Excepting that her development has been extraordinarily accelerated, she seems an apparently normal 13-year-old, until spines are noticed growing out of her back during sleep and her makers determine that she is something more than a budding teenager.

It is time to terminate the six-week-old experiment. It's too late, for she has already surpassed them. Crashing out of her glass bubble, with instincts for self-preservation uppermost, she jumps onto a train and roars out of the Utah desert, away from the compound where she was hatched.

Tracking her down becomes the plot line imperative.

In science fiction, tradition has it that wherever there is a bizarre experiment there is a mad scientist behind it with something to answer for. In Species, the suggestion is that it is chief scientist Ben Kingsley's Xavier Fitch, with features reassembled to look like the masterful and objective face of science. He is the team-leader responsible for creating Sil. His responsibility quickly switches to eliminating her and he heads a team of experts brought together to help track her down.

The team drawn to track Sil down are easier to relate to. They are Michael Madsen as a former Marine specialist in extermination, with Alfred Molina as a gentle anthropology professor and authority in cross-cultural behavior, Marg Helgenberger as a molecular biologist and the Forest Whitaker character as a psychic or "empathy" with the intuitive ability to understand other people, including those who are only half-human.

Sil is an ambiguous enemy, predatory but sometimes having the appearance of the prey, not entirely the monster easy to fear and hate. Whether she is precisely a cyborg -- in science fiction generic terms, this is the combination of man and machine, like our good friend Arnold Schwarzenegger's Terminator, or the "replicants" in Ridley Scott's Blade Runner -- she is precisely the result of human manipulation in reproduction technology.
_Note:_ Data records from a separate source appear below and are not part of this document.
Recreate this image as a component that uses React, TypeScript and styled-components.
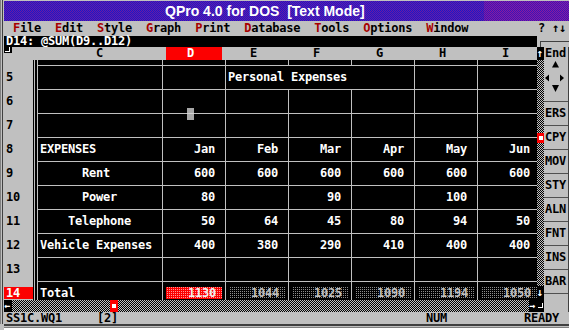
import styled, { createGlobalStyle, css } from 'styled-components';

const GRAY = '#c0c0c0';
const RED = '#fc0000';
const MENU_RED = '#a80000';
const LINE = '#c0c0c0';

const GlobalStyle = createGlobalStyle`
  html, body {
    margin: 0;
    padding: 0;
    background: #ffffff;
  }
  body {
    width: 569px;
    height: 330px;
    overflow: hidden;
  }
`;

// the DOS text mode font: bold, 7px pitch
const dosText = css`
  font-family: 'DejaVu Sans Mono', 'Liberation Mono', monospace;
  font-weight: bold;
  font-size: 12px;
  letter-spacing: -0.2246px;
  white-space: pre;
`;

const checker = (a: string, b: string) => css`
  background: repeating-conic-gradient(${a} 0 25%, ${b} 0 50%) 0 0 / 2px 2px;
`;

const COL_TEMPLATE = '29px 5px 124px repeat(6, 63px)';
const COLS = ['C', 'D', 'E', 'F', 'G', 'H', 'I'];
const ACTIVE_COL = 'D';
const ACTIVE_ROW = 14;

type CellData = { text?: string; align?: 'left' | 'right'; span?: number; total?: boolean };

const blank = (): CellData => ({});
const nums = (values: string[]): CellData[] => values.map(text => ({ text, align: 'right' }));

const ROWS: { n: number; cells: CellData[] }[] = [
  {
    n: 5,
    cells: [blank(), blank(), { text: 'Personal Expenses', align: 'left', span: 2 }, blank(), blank(), blank()]
  },
  { n: 6, cells: COLS.map(blank) },
  { n: 7, cells: COLS.map(blank) },
  {
    n: 8,
    cells: [{ text: 'EXPENSES', align: 'left' }, ...nums(['Jan', 'Feb', 'Mar', 'Apr', 'May', 'Jun'])]
  },
  {
    n: 9,
    cells: [{ text: '      Rent', align: 'left' }, ...nums(['600', '600', '600', '600', '600', '600'])]
  },
  {
    n: 10,
    cells: [{ text: '      Power', align: 'left' }, ...nums(['80', '', '90', '', '100', ''])]
  },
  {
    n: 11,
    cells: [{ text: '    Telephone', align: 'left' }, ...nums(['50', '64', '45', '80', '94', '50'])]
  },
  {
    n: 12,
    cells: [{ text: 'Vehicle Expenses', align: 'left' }, ...nums(['400', '380', '290', '410', '400', '400'])]
  },
  { n: 13, cells: COLS.map(blank) },
  {
    n: 14,
    cells: [
      { text: 'Total', align: 'left' },
      ...['1130', '1044', '1025', '1090', '1194', '1050'].map(text => ({ text, align: 'right' as const, total: true }))
    ]
  }
];

const MENU = ['File', 'Edit', 'Style', 'Graph', 'Print', 'Database', 'Tools', 'Options', 'Window'];
const BUTTONS = ['ERS', 'CPY', 'MOV', 'STY', 'ALN', 'FNT', 'INS', 'BAR'];
const STATUS = 'SS1C.WQ1'.padEnd(13) + '[2]'.padEnd(47) + 'NUM'.padEnd(14) + 'READY';

export default function App() {
  return (
    <>
      <GlobalStyle />
      <Window>
        <TitleBar>
          <TitleMain>QPro 4.0 for DOS  [Text Mode]</TitleMain>
          <TitleTail />
        </TitleBar>

        <MenuBar>
          {MENU.map(item => (
            <MenuItem key={item}>
              <Hot>{item[0]}</Hot>
              {item.slice(1)}
            </MenuItem>
          ))}
          <MenuRight>? ↑↓</MenuRight>
        </MenuBar>

        <Body>
          <Formula>D14: @SUM(D9..D12)</Formula>
          <Cap>
            <CapBox />
          </Cap>

          <ColHead>
            <CornerCell>
              <CornerBox>
                <CornerMark />
              </CornerBox>
            </CornerCell>
            <div />
            {COLS.map((c, i) => (
              <HeaderCell key={c}>
                <HeaderTag $active={c === ACTIVE_COL} $first={i === 0}>
                  {c}
                </HeaderTag>
              </HeaderCell>
            ))}
          </ColHead>
          <UpBox>↑</UpBox>
          <EndLabel>End</EndLabel>

          <Sheet>
            <SheetRow $height={5}>
              <RowHead />
              <Sep />
              {COLS.map((c, i) => (
                <Cell key={c} $left={i > 0} />
              ))}
            </SheetRow>
            {ROWS.map(row => (
              <SheetRow key={row.n} $height={24}>
                <RowHead>
                  <RowNum $active={row.n === ACTIVE_ROW}>{row.n}</RowNum>
                </RowHead>
                <Sep />
                {row.cells.map((cell, i) => (
                  <Cell
                    key={i}
                    $top
                    $left={i > 0 && !(row.n === 5 && i === 3)}
                    $align={cell.align}
                    $span={cell.span}
                  >
                    {cell.total ? (
                      <TotalBox $active={COLS[i] === ACTIVE_COL}>{cell.text}</TotalBox>
                    ) : (
                      cell.text
                    )}
                  </Cell>
                ))}
              </SheetRow>
            ))}
            <MouseCursor />
          </Sheet>

          <VScroll>
            <ThumbV>
              <ThumbDot />
            </ThumbV>
            <DownBox>↓</DownBox>
          </VScroll>

          <Panel>
            <ArrowPad>
              <svg width="25" height="41" viewBox="0 0 25 41">
                <polygon points="8,7.5 11.5,1 15,7.5" fill="#000" />
                <polygon points="1,18 5,14.5 5,21.5" fill="#000" />
                <polygon points="20,18 16,14.5 16,21.5" fill="#000" />
                <polygon points="8,25 15,25 11.5,32" fill="#000" />
              </svg>
            </ArrowPad>
            {BUTTONS.map(b => (
              <PanelButton key={b}>{b}</PanelButton>
            ))}
            <PanelFill />
          </Panel>

          <HScroll>
            <ArrowBox>←</ArrowBox>
            <HTrack>
              <ThumbH>
                <ThumbDot />
              </ThumbH>
            </HTrack>
            <ArrowBox>→</ArrowBox>
          </HScroll>
          <Corner>
            <CornerMark />
          </Corner>

          <Status>{STATUS}</Status>
        </Body>
        <BottomEdge />
      </Window>
    </>
  );
}

const Window = styled.div`
  width: 569px;
  height: 330px;
  box-sizing: border-box;
  padding: 1px 0 0 4px;
  display: flex;
  flex-direction: column;
  background:
    linear-gradient(to right, #808080 0 1px, ${GRAY} 1px 2px, #404040 2px 3px, ${GRAY} 3px 4px) no-repeat 0 0 / 4px
      324px,
    ${GRAY};
`;

const TitleBar = styled.div`
  height: 20px;
  display: flex;
`;

const TitleMain = styled.div`
  flex: 1;
  ${checker('#1a18c8', '#6a1aa4')};
  padding-left: 161px;
  color: #ffffff;
  font: bold 14px/20px 'Liberation Sans', Arial, sans-serif;
  white-space: pre;
`;

const TitleTail = styled.div`
  width: 85px;
  ${checker('#3a14b8', '#8a1aa0')};
`;

const MenuBar = styled.div`
  height: 15px;
  display: flex;
  padding-left: 9px;
  background: ${GRAY};
  color: #000000;
  ${dosText};
  line-height: 15px;
`;

const MenuItem = styled.span`
  margin-right: 14px;
`;

const Hot = styled.span`
  color: ${MENU_RED};
`;

const MenuRight = styled.span`
  margin-left: auto;
  margin-right: 3px;
`;

const Body = styled.div`
  display: grid;
  grid-template-columns: 533px 7px 25px;
  grid-template-rows: 11px 13px 240px 12px 12px;
  grid-template-areas:
    'formula cap cap'
    'colhead up end'
    'sheet vscroll panel'
    'hscroll corner panel'
    'status status status';
`;

const Formula = styled.div`
  grid-area: formula;
  background: #000000;
  color: #ffffff;
  padding-left: 2px;
  ${dosText};
  line-height: 11px;
`;

const Cap = styled.div`
  grid-area: cap;
  background: ${GRAY};
  padding: 5px 0 0 3px;
`;

const CapBox = styled.div`
  height: 100%;
  box-sizing: border-box;
  border-top: 1px solid #404040;
  border-left: 1px solid #404040;
`;

const ColHead = styled.div`
  grid-area: colhead;
  display: grid;
  grid-template-columns: ${COL_TEMPLATE};
  overflow: hidden;
  background: ${GRAY};
  ${dosText};
  color: #000000;
`;

const CornerCell = styled.div`
  display: flex;
  align-items: flex-start;
`;

const CornerBox = styled.div`
  width: 8px;
  height: 6px;
  background: #000000;
`;

const CornerMark = styled.div`
  width: 4px;
  height: 4px;
  margin-left: 1px;
  border-right: 1px solid #ffffff;
  border-bottom: 1px solid #ffffff;
`;

const HeaderCell = styled.div`
  display: flex;
`;

const HeaderTag = styled.div<{ $active?: boolean; $first?: boolean }>`
  flex: 1;
  margin: 0 3px 0 4px;
  padding: 0 ${p => (p.$first ? 2 : 7)}px 0 0;
  text-align: center;
  line-height: 13px;
  background: ${p => (p.$active ? RED : 'transparent')};
  color: ${p => (p.$active ? '#ffffff' : '#000000')};
`;

const UpBox = styled.div`
  grid-area: up;
  background: #000000;
  color: #ffffff;
  ${dosText};
  font-size: 11px;
  letter-spacing: 0;
  line-height: 13px;
  text-indent: -0.5px;
`;

const EndLabel = styled.div`
  grid-area: end;
  background: ${GRAY};
  padding-left: 1px;
  ${dosText};
  line-height: 13px;
  color: #000000;
  border-right: 1px solid #404040;
`;

const Sheet = styled.div`
  grid-area: sheet;
  position: relative;
  overflow: hidden;
  background: #000000;
  display: flex;
  flex-direction: column;
`;

const SheetRow = styled.div<{ $height: number }>`
  flex-shrink: 0;
  height: ${p => p.$height}px;
  display: grid;
  grid-template-columns: ${COL_TEMPLATE};
`;

const RowHead = styled.div`
  background: ${GRAY};
  display: flex;
  align-items: center;
`;

const RowNum = styled.div<{ $active?: boolean }>`
  flex: 1;
  height: 12px;
  padding-left: 2px;
  ${dosText};
  line-height: 12px;
  background: ${p => (p.$active ? RED : 'transparent')};
  color: ${p => (p.$active ? '#ffffff' : '#000000')};
`;

const Sep = styled.div`
  background: linear-gradient(to right, #000 0 1px, ${LINE} 1px 2px, #000 2px 4px, ${LINE} 4px 5px);
`;

const Cell = styled.div<{ $top?: boolean; $left?: boolean; $align?: 'left' | 'right'; $span?: number }>`
  grid-column: span ${p => p.$span ?? 1};
  box-sizing: border-box;
  display: flex;
  align-items: center;
  justify-content: ${p => (p.$align === 'right' ? 'flex-end' : 'flex-start')};
  padding: 0 ${p => (p.$align === 'right' ? 10 : 0)}px 1px ${p => (p.$align === 'left' ? 2 : 0)}px;
  border-top: ${p => (p.$top ? `1px solid ${LINE}` : 'none')};
  border-left: ${p => (p.$left ? `1px solid ${LINE}` : 'none')};
  background: #000000;
  color: #ffffff;
  ${dosText};
  line-height: 12px;
  overflow: hidden;
`;

const TotalBox = styled.div<{ $active?: boolean }>`
  flex: 1;
  height: 12px;
  margin: 0 -7px 0 3px;
  padding-right: 6px;
  text-align: right;
  line-height: 12px;
  color: ${p => (p.$active ? '#f0f0f0' : '#c0c0c0')};
  background: ${p =>
    p.$active
      ? `conic-gradient(#ff9a9a 0 25%, ${RED} 0) 0 0 / 2px 2px`
      : 'conic-gradient(#8c8c8c 0 25%, #000 0) 0 0 / 2px 2px'};
`;

const MouseCursor = styled.div`
  position: absolute;
  left: 183px;
  top: 48px;
  width: 7px;
  height: 12px;
  background: linear-gradient(to bottom, #a8a8a8 0 5px, #d4d4d4 5px 6px, #a8a8a8 6px);
`;

const VScroll = styled.div`
  grid-area: vscroll;
  display: flex;
  flex-direction: column;
  ${checker('#000000', GRAY)};
`;

const ThumbV = styled.div`
  margin-top: 73px;
  height: 10px;
  background: ${RED};
  display: flex;
  align-items: center;
  justify-content: center;
`;

const ThumbDot = styled.div`
  width: 4px;
  height: 4px;
  background: #ffffff;
`;

const DownBox = styled.div`
  margin-top: auto;
  height: 14px;
  background: #000000;
  color: #ffffff;
  ${dosText};
  font-size: 11px;
  letter-spacing: 0;
  line-height: 13px;
  text-indent: -0.5px;
`;

const Panel = styled.div`
  grid-area: panel;
  display: flex;
  flex-direction: column;
  background: ${GRAY};
  border-right: 1px solid #404040;
`;

const ArrowPad = styled.div`
  height: 41px;
  flex-shrink: 0;

  svg {
    display: block;
  }
`;

const PanelButton = styled.div`
  height: 24px;
  flex-shrink: 0;
  box-sizing: border-box;
  border-top: 1px solid #505050;
  padding-left: 1px;
  ${dosText};
  line-height: 23px;
  color: #000000;
  overflow: hidden;
`;

const PanelFill = styled.div`
  flex: 1;
  border-top: 1px solid #505050;
`;

const HScroll = styled.div`
  grid-area: hscroll;
  display: flex;
`;

const ArrowBox = styled.div`
  width: 8px;
  background: #000000;
  color: #ffffff;
  ${dosText};
  font-size: 10px;
  letter-spacing: 0;
  line-height: 11px;
`;

const HTrack = styled.div`
  flex: 1;
  display: flex;
  ${checker('#000000', GRAY)};
`;

const ThumbH = styled.div`
  margin-left: 98px;
  width: 8px;
  background: ${RED};
  display: flex;
  align-items: center;
  justify-content: center;
`;

const Corner = styled.div`
  grid-area: corner;
  background: #000000;
  padding-top: 3px;
`;

const Status = styled.div`
  grid-area: status;
  background: ${GRAY};
  padding-left: 2px;
  color: #000000;
  ${dosText};
  line-height: 12px;
`;

const BottomEdge = styled.div`
  height: 6px;
  background: linear-gradient(to bottom, #404040 0 2px, ${GRAY} 2px 3px, #808080 3px 4px, #ffffff 4px);
`;
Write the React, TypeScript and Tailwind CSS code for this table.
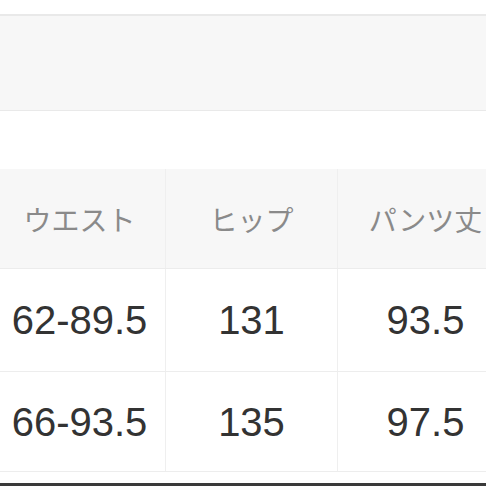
import React from 'react'

const HEADERS = ['ウエスト', 'ヒップ', 'パンツ丈']
const ROWS = [
  { h: 'h-[103px]', cells: ['62-89.5', '131', '93.5'] },
  { h: 'h-[100px]', cells: ['66-93.5', '135', '97.5'] },
]

export default function App() {
  return (
    <div className="w-[486px] h-[486px] overflow-hidden bg-white flex flex-col">
      <div className="h-[14px] shrink-0" />

      {/* top band */}
      <div className="h-[97px] shrink-0 bg-[#f7f7f7] border-t-2 border-b border-[#e9e9e9]" />

      <div className="h-[58px] shrink-0" />

      {/* size table */}
      <div className="ml-[-6px] w-[520px] shrink-0">
        <div className="grid grid-cols-[172px_172px_176px] h-[100px] bg-[#f7f7f7] border-b border-[#ececec]">
          {HEADERS.map((t) => (
            <div
              key={t}
              className="flex items-center justify-center border-r border-[#efefef] text-[28px] text-[#8a8a8a] font-['Noto_Sans_CJK_JP',sans-serif]"
            >
              {t}
            </div>
          ))}
        </div>
        {ROWS.map((row) => (
          <div key={row.cells[0]} className={`grid grid-cols-[172px_172px_176px] ${row.h} border-b border-[#ededed]`}>
            {row.cells.map((c, i) => (
              <div
                key={i}
                className="flex items-center justify-center border-r border-[#efefef] text-[40px] text-[#333] font-['Liberation_Sans',Arial,sans-serif]"
              >
                {c}
              </div>
            ))}
          </div>
        ))}
      </div>

      <div className="flex-1" />
      <div className="h-[3px] shrink-0 bg-[#3a3a3a]" />
    </div>
  )
}
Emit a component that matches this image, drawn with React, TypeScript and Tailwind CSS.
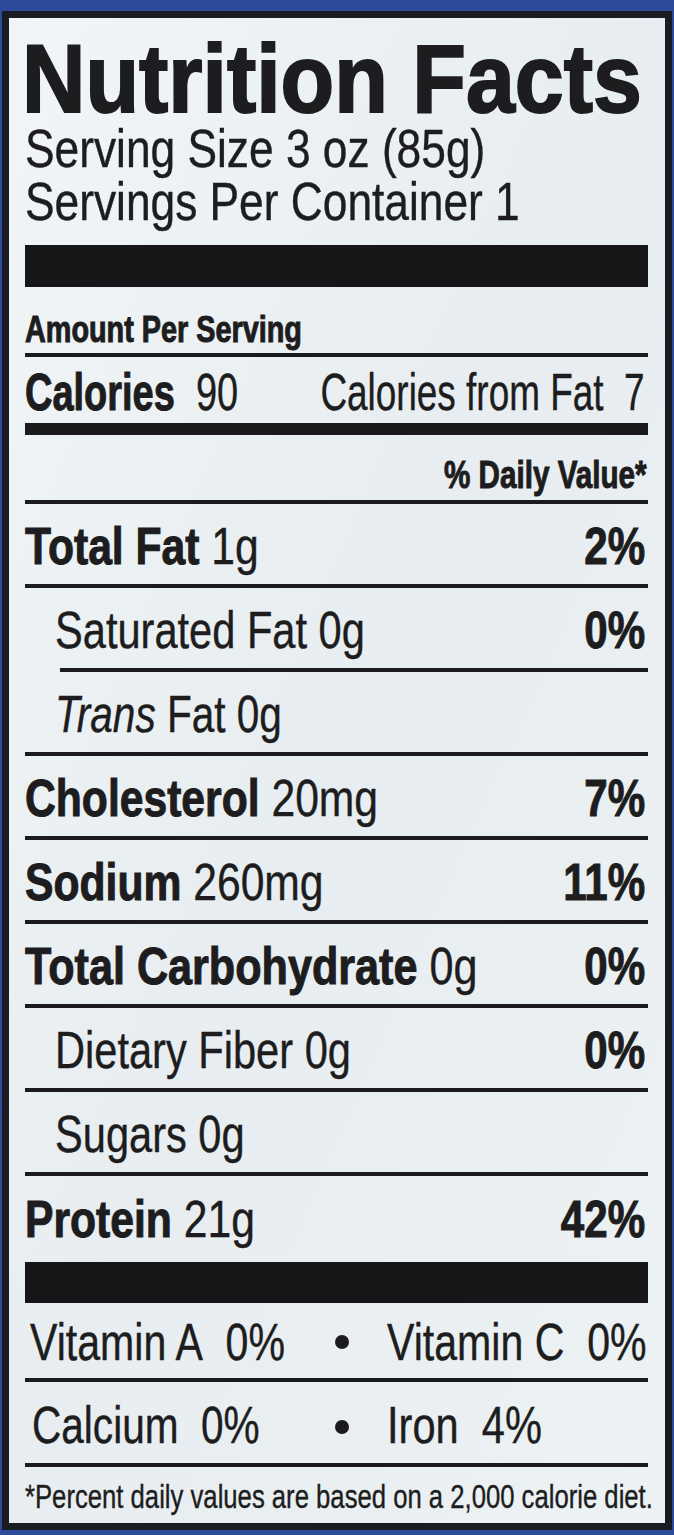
import React from 'react'

interface RowProps {
  left: React.ReactNode
  right?: string
  indent?: boolean
  scale?: string
}

const Rule = ({ className = '' }: { className?: string }) => (
  <div className={`h-[4px] bg-[#1b1b1d] ${className}`} />
)

const B = ({ children }: { children: React.ReactNode }) => (
  <b className="font-bold [-webkit-text-stroke:1px_#1d1d20]">{children}</b>
)

const NutrientRow = ({ left, right, indent, scale = 'scale-x-[0.82]' }: RowProps) => (
  <div className="flex h-[80px] items-end pb-[12px] text-[52px] leading-none">
    <div className={`min-w-0 flex-1 ${indent ? 'pl-[30px]' : ''}`}>
      <span className={`inline-block origin-left whitespace-nowrap ${scale}`}>{left}</span>
    </div>
    {right && (
      <div className="shrink-0 pr-[3px]">
        <span className="inline-block origin-right scale-x-[0.81] whitespace-nowrap">
          <B>{right}</B>
        </span>
      </div>
    )}
  </div>
)

const Bullet = ({ className = '' }: { className?: string }) => (
  <div className={`h-[14px] w-[14px] shrink-0 rounded-full bg-[#1b1b1d] ${className}`} />
)

export default function App() {
  return (
    <div className="h-[1535px] w-[674px] overflow-hidden bg-[#2c4b9a] px-[2px] pt-[11px] font-['Liberation_Sans',Arial,sans-serif] text-[#1d1d20] [-webkit-text-stroke:0.4px_#1d1d20]">
      <div className="h-[1519px] w-[670px] border-[7px] border-[#1a1c24] bg-linear-to-br from-[#f1f5f7] via-[#e7edf0] to-[#edf2f4] pl-[16px] pr-[17px]">
        {/* header */}
        <div className="-ml-[3px] mt-[18px] text-[96px] font-bold leading-[86px]">
          <span className="inline-block origin-left scale-x-[0.915] whitespace-nowrap [-webkit-text-stroke:2px_#1d1d20]">
            Nutrition Facts
          </span>
        </div>
        <div className="text-[54px] leading-[53px]">
          <div>
            <span className="inline-block origin-left scale-x-[0.82] whitespace-nowrap leading-[50px]">
              Serving Size 3 oz (85g)
            </span>
          </div>
          <div>
            <span className="inline-block origin-left scale-x-[0.82] whitespace-nowrap leading-[50px]">
              Servings Per Container 1
            </span>
          </div>
        </div>
        <div className="mt-[17px] h-[42px] bg-[#161618]" />

        <div className="mt-[25px] text-[36px] leading-none">
          <span className="inline-block origin-left scale-x-[0.8] whitespace-nowrap">
            <B>Amount Per Serving</B>
          </span>
        </div>
        <Rule className="mt-[5px]" />

        <div className="flex h-[66px] items-end pb-[5px] text-[52px] leading-none">
          <div className="min-w-0 flex-1">
            <span className="inline-block origin-left scale-x-[0.73] whitespace-nowrap">
              <B>Calories</B>{'\u00a0 '}90
            </span>
          </div>
          <div className="shrink-0 pr-[3px]">
            <span className="inline-block origin-right scale-x-[0.71] whitespace-nowrap">
              Calories from Fat{'\u00a0 '}7
            </span>
          </div>
        </div>
        <div className="h-[12px] bg-[#1b1b1d]" />

        <div className="flex h-[65px] items-end justify-end pb-[6px] pr-[1px] text-[39px] leading-none">
          <span className="inline-block origin-right scale-x-[0.76] whitespace-nowrap">
            <B>% Daily Value*</B>
          </span>
        </div>
        <Rule />

        {/* nutrients */}
        <NutrientRow left={<><B>Total Fat</B> 1g</>} right="2%" />
        <Rule />
        <NutrientRow left="Saturated Fat 0g" right="0%" indent scale="scale-x-[0.8]" />
        <Rule className="ml-[35px]" />
        <NutrientRow left={<><i>Trans</i> Fat 0g</>} indent scale="scale-x-[0.78]" />
        <Rule />
        <NutrientRow left={<><B>Cholesterol</B> 20mg</>} right="7%" />
        <Rule />
        <NutrientRow left={<><B>Sodium</B> 260mg</>} right="11%" />
        <Rule />
        <NutrientRow left={<><B>Total Carbohydrate</B> 0g</>} right="0%" scale="scale-x-[0.83]" />
        <Rule />
        <NutrientRow left="Dietary Fiber 0g" right="0%" indent scale="scale-x-[0.8]" />
        <Rule />
        <NutrientRow left="Sugars 0g" indent scale="scale-x-[0.8]" />
        <Rule />

        <div className="flex h-[86px] items-end pb-[17px] text-[52px] leading-none">
          <div className="min-w-0 flex-1">
            <span className="inline-block origin-left scale-x-[0.82] whitespace-nowrap">
              <B>Protein</B> 21g
            </span>
          </div>
          <div className="shrink-0 pr-[3px]">
            <span className="inline-block origin-right scale-x-[0.81]">
              <B>42%</B>
            </span>
          </div>
        </div>
        <div className="h-[41px] bg-[#161618]" />

        {/* vitamins */}
        <div className="flex h-[75px] items-end pb-[10px] text-[52px] leading-none">
          <div className="w-[310px] shrink-0 pl-[5px]">
            <span className="inline-block origin-left scale-x-[0.79] whitespace-nowrap">
              Vitamin A{'\u00a0 '}0%
            </span>
          </div>
          <Bullet className="mb-[19px]" />
          <div className="ml-[38px] min-w-0 flex-1">
            <span className="inline-block origin-left scale-x-[0.79] whitespace-nowrap">
              Vitamin C{'\u00a0 '}0%
            </span>
          </div>
        </div>
        <Rule />
        <div className="flex h-[81px] items-end pb-[12px] text-[52px] leading-none">
          <div className="w-[310px] shrink-0 pl-[7px]">
            <span className="inline-block origin-left scale-x-[0.78] whitespace-nowrap">
              Calcium{'\u00a0 '}0%
            </span>
          </div>
          <Bullet className="mb-[17px]" />
          <div className="ml-[38px] min-w-0 flex-1">
            <span className="inline-block origin-left scale-x-[0.8] whitespace-nowrap">
              Iron{'\u00a0 '}4%
            </span>
          </div>
        </div>
        <Rule />

        <div className="flex h-[56px] items-end pb-[10px] text-[34px] leading-none">
          <span className="inline-block origin-left scale-x-[0.755] whitespace-nowrap">
            *Percent daily values are based on a 2,000 calorie diet.
          </span>
        </div>
      </div>
    </div>
  )
}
Her ambiguity as a creature half-human and half-other challenges the boundaries that we thought existed between ourselves and the alien. It is Species' paradox that Sil is hard to hate, the team members agree, and easy to feel some sympathy for the young creature being hunted down.

When Sil has finally been put to rest (or has she?), how can we account for such mayhem? Fear of the future, fear of the unknown and fear of ourselves and our capabilities? A tradition of many science fiction films is to critique science and technology, and sure enough, it is here too. Science has been at it again, flouting the natural laws and tampering with life's precious balance. On this occasion it is not disturbing the natural environment but disturbing natural process by conducting experiments in reproductive technology. The critique is at least as established as Mary Shelley's Frankenstein.

Under New Zealander Donaldson's direction, Species barrels along with all the energy of an action drama. No waltz in space this one, Stanley Kubrick style! And thank heavens there is little sentiment, Spielberg style. The screenplay is a bit disappointing; so much more could have been drawn from this interesting idea. What if communication is received from other life in space? How will we respond? And some of the parts are underwritten -- Ben Kingsley's in particular, is a potentially interesting character, from whom we have very little indeed.

However, Species is to be recommended. It is held tightly together, is nimble and sure-footed. Looks good too. Even if Species is somewhat derivative and you have seen it all already -- all the terminators, the aliens and the blade runners -- Species should still get under your skin.